→ **AIM OF THE TASK**:
Copy out the listing that follows, exactly, without its pictures.

→ **DATA SECTION**:
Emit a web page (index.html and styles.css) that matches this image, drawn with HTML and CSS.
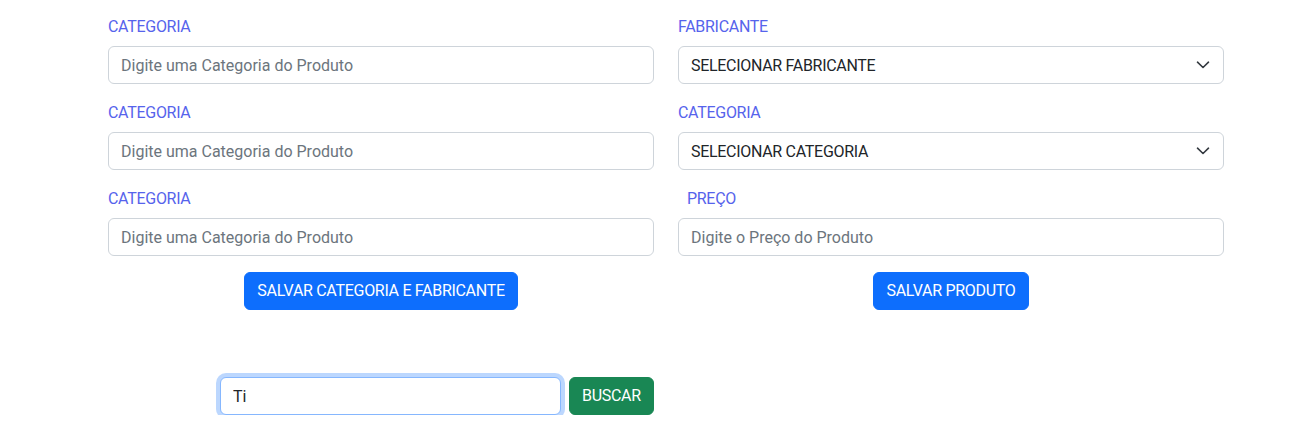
FILE: index.html
```html
<!DOCTYPE html>
<html lang="pt-BR">
<head>
<meta charset="utf-8">
<title>Cadastro</title>
<link rel="stylesheet" href="styles.css">
</head>
<body>
<main class="container">
  <div class="grid">
    <section class="col">
      <div class="field">
        <label class="label">CATEGORIA</label>
        <input class="control" type="text" placeholder="Digite uma Categoria do Produto">
      </div>
      <div class="field">
        <label class="label">CATEGORIA</label>
        <input class="control" type="text" placeholder="Digite uma Categoria do Produto">
      </div>
      <div class="field">
        <label class="label">CATEGORIA</label>
        <input class="control" type="text" placeholder="Digite uma Categoria do Produto">
      </div>
      <div class="actions">
        <button class="btn btn-primary">SALVAR CATEGORIA E FABRICANTE</button>
      </div>
    </section>
    <section class="col">
      <div class="field">
        <label class="label">FABRICANTE</label>
        <div class="select">
          <span>SELECIONAR FABRICANTE</span>
          <svg class="chev" width="14" height="8" viewBox="0 0 14 8"><path d="M1.5 1.2l5.5 5.3 5.5-5.3" fill="none" stroke="#343a40" stroke-width="1.6" stroke-linecap="round" stroke-linejoin="round"/></svg>
        </div>
      </div>
      <div class="field">
        <label class="label">CATEGORIA</label>
        <div class="select">
          <span>SELECIONAR CATEGORIA</span>
          <svg class="chev" width="14" height="8" viewBox="0 0 14 8"><path d="M1.5 1.2l5.5 5.3 5.5-5.3" fill="none" stroke="#343a40" stroke-width="1.6" stroke-linecap="round" stroke-linejoin="round"/></svg>
        </div>
      </div>
      <div class="field">
        <label class="label label-indent">PREÇO</label>
        <input class="control" type="text" placeholder="Digite o Preço do Produto">
      </div>
      <div class="actions">
        <button class="btn btn-primary">SALVAR PRODUTO</button>
      </div>
    </section>
  </div>
  <form class="search">
    <input class="control focused" type="text" value="Ti" autofocus>
    <button class="btn btn-success" type="button">BUSCAR</button>
  </form>
</main>
</body>
</html>
```
FILE: styles.css
```css
* { box-sizing: border-box; }
html, body { margin: 0; padding: 0; }
body {
  font-family: Roboto, "Noto Sans", sans-serif;
  font-size: 16px;
  line-height: 1.5;
  color: #212529;
  background: #fff;
}
.container {
  width: 1116px;
  margin-left: 108px;
  padding-top: 14px;
}
.grid {
  display: grid;
  grid-template-columns: 546px 546px;
  column-gap: 24px;
}
.field { margin-bottom: 16px; }
.label {
  display: block;
  color: #5663ec;
  padding-top: 1px;
  margin-bottom: 7px;
  line-height: 24px;
  letter-spacing: -0.3px;
}
.label-indent { padding-left: 9px; }
.control {
  display: block;
  width: 100%;
  height: 38px;
  padding: 6px 12px;
  font: inherit;
  color: #212529;
  background: #fff;
  border: 1px solid #ced4da;
  border-radius: 6px;
  outline: none;
}
.control::placeholder { color: #6c757d; }
.select {
  display: flex;
  align-items: center;
  justify-content: space-between;
  height: 38px;
  padding: 7px 13px 5px 12px;
  border: 1px solid #ced4da;
  border-radius: 6px;
  color: #212529;
  letter-spacing: -0.3px;
}
.chev { flex: none; margin-top: -3px; }
.actions { display: flex; justify-content: center; }
.btn {
  font: inherit;
  height: 38px;
  padding: 6px 12px;
  border: 1px solid transparent;
  border-radius: 6px;
  color: #fff;
  cursor: pointer;
  letter-spacing: -0.3px;
}
.btn-primary { background: #0d6efd; border-color: #0d6efd; }
.btn-success { background: #198754; border-color: #198754; }
.search {
  display: flex;
  gap: 8px;
  margin: 67px 0 0 112px;
}
.search .control { width: 341px; flex: none; }
.focused {
  border-color: #86b7fe;
  box-shadow: 0 0 0 4px rgba(13, 110, 253, 0.28);
}
```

→ **OUTPUT OF THE EXERCISE**:
Emit a web page (index.html and styles.css) that matches this image, drawn with HTML and CSS.
FILE: index.html
```html
<!DOCTYPE html>
<html lang="pt-BR">
<head>
<meta charset="utf-8">
<title>Cadastro</title>
<link rel="stylesheet" href="styles.css">
</head>
<body>
<main class="container">
  <div class="grid">
    <section class="col">
      <div class="field">
        <label class="label">CATEGORIA</label>
        <input class="control" type="text" placeholder="Digite uma Categoria do Produto">
      </div>
      <div class="field">
        <label class="label">CATEGORIA</label>
        <input class="control" type="text" placeholder="Digite uma Categoria do Produto">
      </div>
      <div class="field">
        <label class="label">CATEGORIA</label>
        <input class="control" type="text" placeholder="Digite uma Categoria do Produto">
      </div>
      <div class="actions">
        <button class="btn btn-primary">SALVAR CATEGORIA E FABRICANTE</button>
      </div>
    </section>
    <section class="col">
      <div class="field">
        <label class="label">FABRICANTE</label>
        <div class="select">
          <span>SELECIONAR FABRICANTE</span>
          <svg class="chev" width="14" height="8" viewBox="0 0 14 8"><path d="M1.5 1.2l5.5 5.3 5.5-5.3" fill="none" stroke="#343a40" stroke-width="1.6" stroke-linecap="round" stroke-linejoin="round"/></svg>
        </div>
      </div>
      <div class="field">
        <label class="label">CATEGORIA</label>
        <div class="select">
          <span>SELECIONAR CATEGORIA</span>
          <svg class="chev" width="14" height="8" viewBox="0 0 14 8"><path d="M1.5 1.2l5.5 5.3 5.5-5.3" fill="none" stroke="#343a40" stroke-width="1.6" stroke-linecap="round" stroke-linejoin="round"/></svg>
        </div>
      </div>
      <div class="field">
        <label class="label label-indent">PREÇO</label>
        <input class="control" type="text" placeholder="Digite o Preço do Produto">
      </div>
      <div class="actions">
        <button class="btn btn-primary">SALVAR PRODUTO</button>
      </div>
    </section>
  </div>
  <form class="search">
    <input class="control focused" type="text" value="Ti" autofocus>
    <button class="btn btn-success" type="button">BUSCAR</button>
  </form>
</main>
</body>
</html>
```
FILE: styles.css
```css
* { box-sizing: border-box; }
html, body { margin: 0; padding: 0; }
body {
  font-family: Roboto, "Noto Sans", sans-serif;
  font-size: 16px;
  line-height: 1.5;
  color: #212529;
  background: #fff;
}
.container {
  width: 1116px;
  margin-left: 108px;
  padding-top: 14px;
}
.grid {
  display: grid;
  grid-template-columns: 546px 546px;
  column-gap: 24px;
}
.field { margin-bottom: 16px; }
.label {
  display: block;
  color: #5663ec;
  padding-top: 1px;
  margin-bottom: 7px;
  line-height: 24px;
  letter-spacing: -0.3px;
}
.label-indent { padding-left: 9px; }
.control {
  display: block;
  width: 100%;
  height: 38px;
  padding: 6px 12px;
  font: inherit;
  color: #212529;
  background: #fff;
  border: 1px solid #ced4da;
  border-radius: 6px;
  outline: none;
}
.control::placeholder { color: #6c757d; }
.select {
  display: flex;
  align-items: center;
  justify-content: space-between;
  height: 38px;
  padding: 7px 13px 5px 12px;
  border: 1px solid #ced4da;
  border-radius: 6px;
  color: #212529;
  letter-spacing: -0.3px;
}
.chev { flex: none; margin-top: -3px; }
.actions { display: flex; justify-content: center; }
.btn {
  font: inherit;
  height: 38px;
  padding: 6px 12px;
  border: 1px solid transparent;
  border-radius: 6px;
  color: #fff;
  cursor: pointer;
  letter-spacing: -0.3px;
}
.btn-primary { background: #0d6efd; border-color: #0d6efd; }
.btn-success { background: #198754; border-color: #198754; }
.search {
  display: flex;
  gap: 8px;
  margin: 67px 0 0 112px;
}
.search .control { width: 341px; flex: none; }
.focused {
  border-color: #86b7fe;
  box-shadow: 0 0 0 4px rgba(13, 110, 253, 0.28);
}
```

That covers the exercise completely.